Independent financial advisers can recommend any products or providers they think are suited to a client's needs.
The Financial Conduct Authority explains in more detail here.
Tanya Jefferies, of This is Money, replies: You are understandably frustrated at being blocked from what you want to do by rules you weren't aware of beforehand.
In other areas of life, roadtesting the performance of a new firm before switching all your business is a common and sensible thing to do, as long as you aren't disadvantaged by too much duplicate admin or big extra costs.
And where investments are concerned, you are of course keen to keep your Isa wrapper.
You have shown us the letter you received from your current investment firm explaining its stance on moving half your investments elsewhere.
This says HMRC rules allow investment providers to offer partial Isa transfers but don't have to, and that there are strict rules because it's necessary to work out which tax years are involved.
Because your firm does not permit partial transfers, this allows it to hold customers' investments in one account no matter what year they were made. It adds that its position on this is in its terms and conditions.
We asked a couple of experts about your predicament, and what options might be open to you now.
Gary Smith, chartered financial planner at Tilney, says partial transfers are rare.
He says they can be achieved without the need to come out of the market by an 'in specie transfer', which involves moving units and reregistering them with a new provider instead of a cash transaction.
A new firm can then switch your old investments across to new ones in-house.
However, this option is closed to you because you want to move investments within an Isa wrapper, and your current company doesn't differentiate between tax years in your investment account.
Gary Smith: 'You might be better off having a clean break, and a fresh start. It could give you peace of mind'
Smith says another issue to take into account is that splitting your investment in half might mean you no longer qualify for the same deal with your current provider in terms of its minimum investment or charges.
You might also not get the best deal available from your new provider either, because you have a smaller portfolio with them.
Smith suggests two ways to test out the new provider you want to use, given that you can't do a partial transfer.
1. Although the new firm will offer different investments, you can ask what it would put you in at your preferred risk level, and compare their performance with your current portfolio at the same risk level over recent years.
This will only be looking backwards, but it will be useful information.
2. Since you also look after your brother's investments, you could move your own portfolio in entirety and leave his where it is, then monitor the investment performance and customer service you receive on each account for the next year or 18 months.
But Smith adds that you should consider a full transfer, since you appear to have lost confidence in your current provider.
'You might be better off having a clean break, and a fresh start. It could give you peace of mind.'
Mark Polson, founder of platform research business The Lang Cat, says: 'This is a frustrating situation – there's nothing more annoying than being told you can't leave a provider in the way that you want to.'
He explains that the rules allow partial Isa transfers for previous tax years, but when it comes to the current year's Isa contribution you have to move the lot.
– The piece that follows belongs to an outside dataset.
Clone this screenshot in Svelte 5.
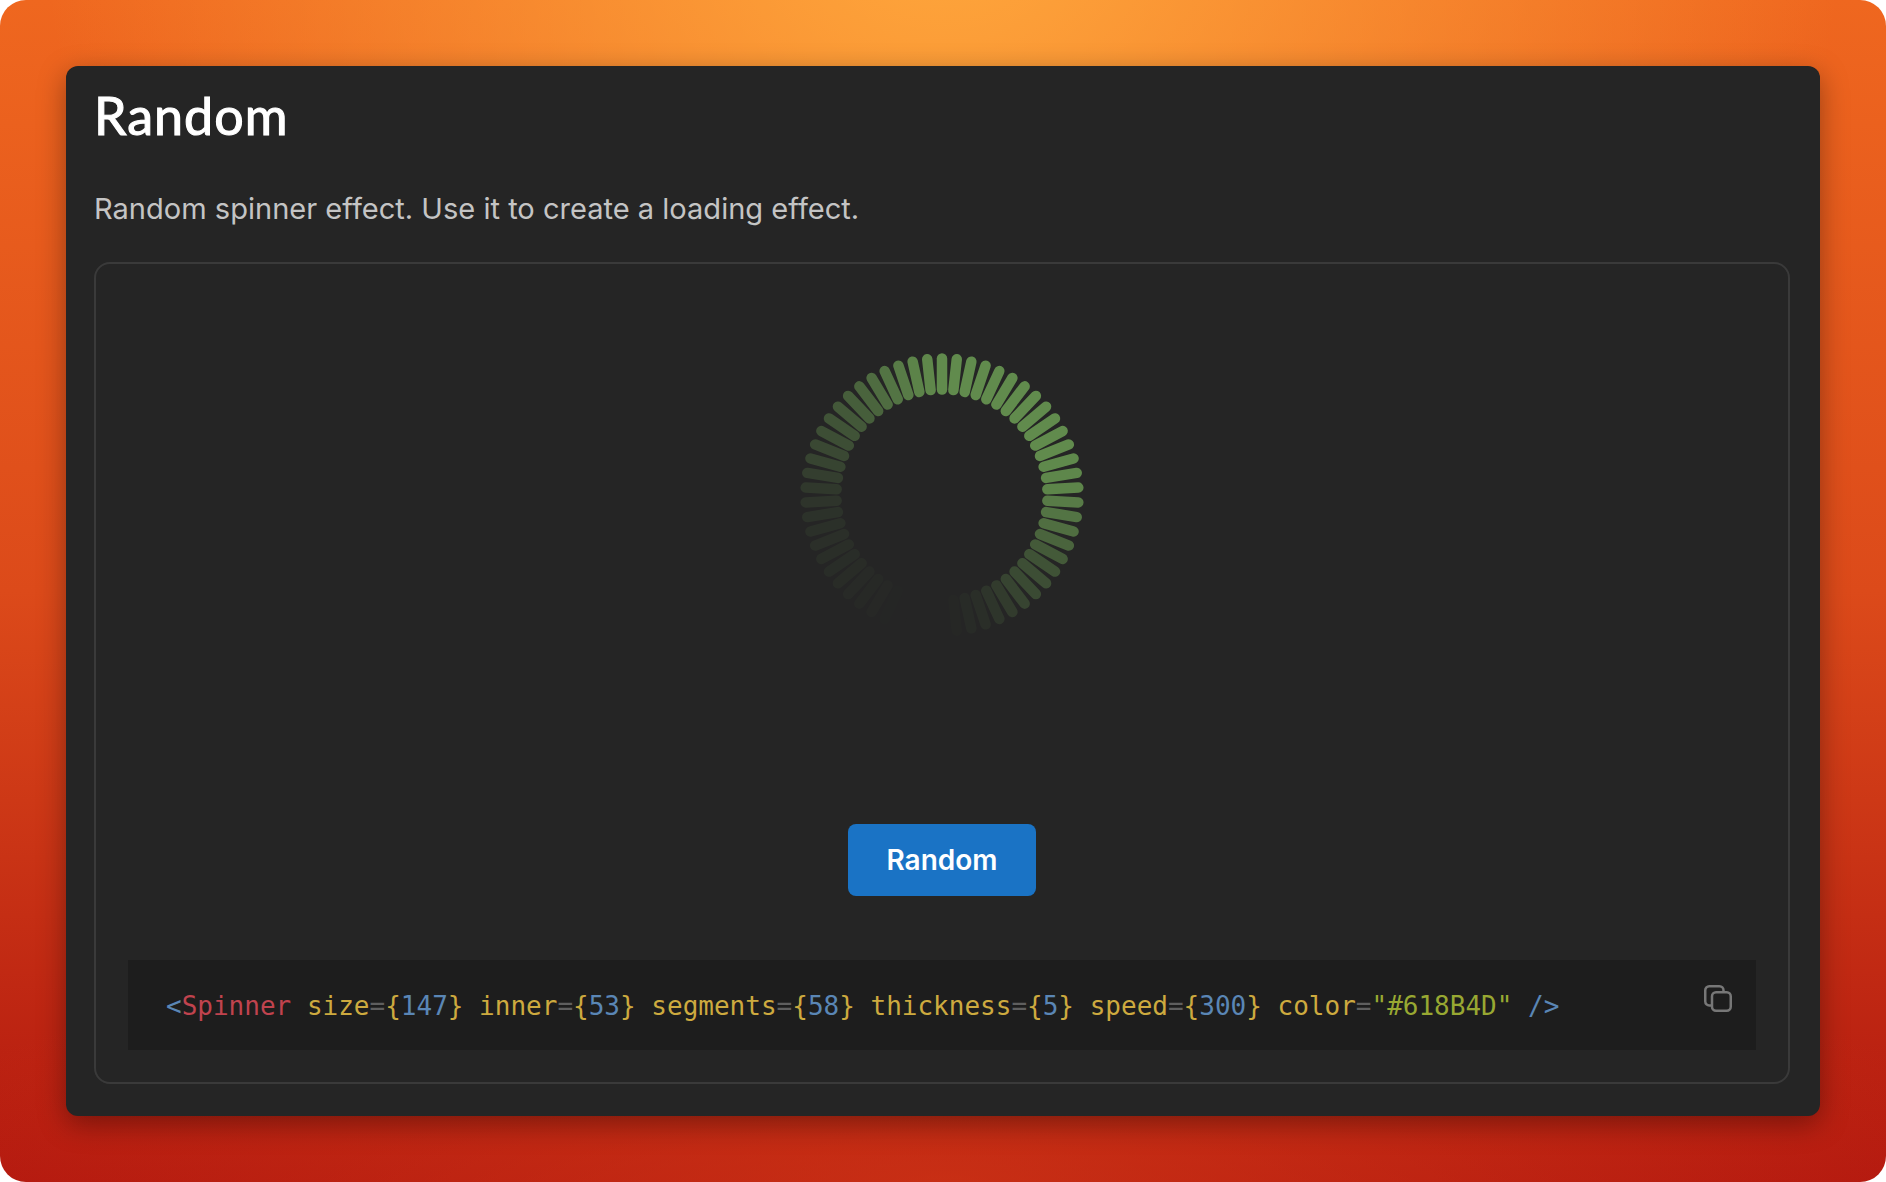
<script>
	const size = 290;
	const center = size / 2;
	const segmentCount = 58;
	// opacity of each segment, clockwise from the top one
	const levels = [
		1, 1, 1, 1, 1, 1, 1, 1, 1, 1, 1, 1, 0.98, 0.96, 0.94, 0.85, 0.78, 0.72, 0.62, 0.52, 0.44, 0.4, 0.36, 0.3,
		0.22, 0.16, 0.09, 0.06, 0.02, 0, 0, 0, 0.005, 0.01, 0.03, 0.04, 0.05, 0.07, 0.08, 0.09, 0.1, 0.11, 0.13,
		0.15, 0.19, 0.25, 0.3, 0.35, 0.4, 0.45, 0.5, 0.56, 0.62, 0.7, 0.78, 0.85, 0.92, 0.97
	];

	const segments = levels.slice(0, segmentCount).map((opacity, i) => {
		const angle = (i * 2 * Math.PI) / segmentCount;
		const sin = Math.sin(angle);
		const cos = Math.cos(angle);
		return {
			x1: center + 105.5 * sin,
			y1: center - 105.5 * cos,
			x2: center + 136.5 * sin,
			y2: center - 136.5 * cos,
			opacity
		};
	});
</script>

<div class="page">
	<main class="panel">
		<h1>Random</h1>
		<p class="lead">Random spinner effect. Use it to create a loading effect.</p>

		<section class="demo">
			<svg class="spinner" width={size} height={size} viewBox="0 0 {size} {size}" aria-hidden="true">
				{#each segments as s}
					<line x1={s.x1} y1={s.y1} x2={s.x2} y2={s.y2} opacity={s.opacity} />
				{/each}
			</svg>

			<button class="random">Random</button>

			<div class="code">
				<code><span class="blue">&lt;</span><span class="red">Spinner</span> <span class="yellow">size</span><span class="grey">=</span><span class="yellow">{'{'}</span><span class="blue">147</span><span class="yellow">{'}'}</span> <span class="yellow">inner</span><span class="grey">=</span><span class="yellow">{'{'}</span><span class="blue">53</span><span class="yellow">{'}'}</span> <span class="yellow">segments</span><span class="grey">=</span><span class="yellow">{'{'}</span><span class="blue">58</span><span class="yellow">{'}'}</span> <span class="yellow">thickness</span><span class="grey">=</span><span class="yellow">{'{'}</span><span class="blue">5</span><span class="yellow">{'}'}</span> <span class="yellow">speed</span><span class="grey">=</span><span class="yellow">{'{'}</span><span class="blue">300</span><span class="yellow">{'}'}</span> <span class="yellow">color</span><span class="grey">=</span><span class="green">"#618B4D"</span> <span class="blue">/&gt;</span></code>
				<svg class="copy" width="28" height="27" viewBox="0 0 28 27" fill="none" aria-label="Copy">
					<path d="M8 20.5 H5.5 A4 4 0 0 1 1.25 16.5 V5.25 A4 4 0 0 1 5.25 1.25 H15.5 A4 4 0 0 1 19.5 5.25 V7" />
					<rect x="8" y="7.25" width="18.75" height="18.5" rx="4" />
				</svg>
			</div>
		</section>
	</main>
</div>

<style>
	:global(body) {
		background: #fff;
	}

	.page {
		box-sizing: border-box;
		width: 1886px;
		height: 1182px;
		padding: 66px;
		border-radius: 26px;
		background:
			radial-gradient(ellipse 1250px 1180px at 50% -8%, #ffa93d 0%, rgba(255, 169, 61, 0) 72%),
			radial-gradient(ellipse 1100px 260px at 50% 100%, rgba(214, 62, 24, 0.6) 0%, rgba(214, 62, 24, 0) 100%),
			linear-gradient(180deg, #ef671f 0%, #dc4a1a 50%, #b2170f 100%);
		font-family: Inter, sans-serif;
	}

	.panel {
		box-sizing: border-box;
		height: 1050px;
		padding: 18px 30px 32px 28px;
		border-radius: 12px;
		background: #252525;
		box-shadow: 0 8px 28px rgba(0, 0, 0, 0.36);
	}

	h1 {
		margin: 0;
		font-family: Lato, sans-serif;
		font-size: 52px;
		font-weight: 400;
		letter-spacing: 1px;
		line-height: 62px;
		-webkit-text-stroke: 1.1px #fff;
		color: #fff;
	}

	.lead {
		margin: 44px 0 0;
		font-size: 29.05px;
		line-height: 38px;
		color: #c4c4c4;
	}

	.demo {
		box-sizing: border-box;
		display: flex;
		flex-direction: column;
		align-items: center;
		height: 822px;
		margin-top: 34px;
		padding: 86px 32px 32px;
		border: 2px solid #3a3a3a;
		border-radius: 16px;
	}

	.spinner {
		flex: none;
	}

	.spinner line {
		stroke: #618b4d;
		stroke-width: 10.5;
		stroke-linecap: round;
	}

	.random {
		width: 188px;
		height: 72px;
		margin-top: 184px;
		border: none;
		border-radius: 8px;
		background: #1a73c5;
		font-family: Inter, sans-serif;
		font-size: 28px;
		font-weight: 600;
		color: #fff;
	}

	.code {
		position: relative;
		box-sizing: border-box;
		width: 100%;
		height: 91px;
		margin-top: 64px;
		padding: 3px 38px 0;
		display: flex;
		align-items: center;
		background: #1d1d1d;
	}

	code {
		font-family: 'DejaVu Sans Mono', monospace;
		font-size: 26px;
		white-space: pre;
	}

	.blue {
		color: #5a86b5;
	}
	.red {
		color: #c0434e;
	}
	.yellow {
		color: #cdaa3f;
	}
	.grey {
		color: #5f5f5f;
	}
	.green {
		color: #98a832;
	}

	.copy {
		position: absolute;
		top: 25px;
		right: 24px;
	}

	.copy path,
	.copy rect {
		stroke: #777;
		stroke-width: 2.5;
	}
</style>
Most Isa providers do let clients do this, but they don't have to offer partial transfers – they can force you to be either in or out if they want, says Polson.
'They're not breaching any kind of rule – there is a set of principles called Treating Customers Fairly, of which one is that customers shouldn't face unreasonable barriers to transferring away, but the fact that regulations don't force this would suggest that they're not in breach of this either.'
Mark Polson: 'The old spy adage of never going into a room you don't know how to get out of holds true when it comes to investment platforms'
Polson says to be fair to firms that don't offer a partial transfer option, it's a relatively unusual situation because most clients who want to move prefer to leave entirely.
'Nonetheless, it's sheer bad luck to be in this situation. If the provider doesn't offer it then it doesn't offer it – there's no real way round it.'
He joins Smith in suggesting you transfer your own holding and leave your brother's where it is to see what happens.
'Have a brotherly contest about who has a better or worse experience.
'It's also worth pointing out that most platforms offer a very wide range of investments, so it isn't the case that one platform will necessarily give a better return – it's mainly about the investments you choose.'
Polson concludes: 'It's hard to see into the future about what you might want, but the old spy adage of never going into a room you don't know how to get out of holds true when it comes to investment platforms.'
For other readers who think they might want to split their investments between two providers in future, check the terms and conditions of your current deal, or ask what the policy is in advance when signing up with a new company.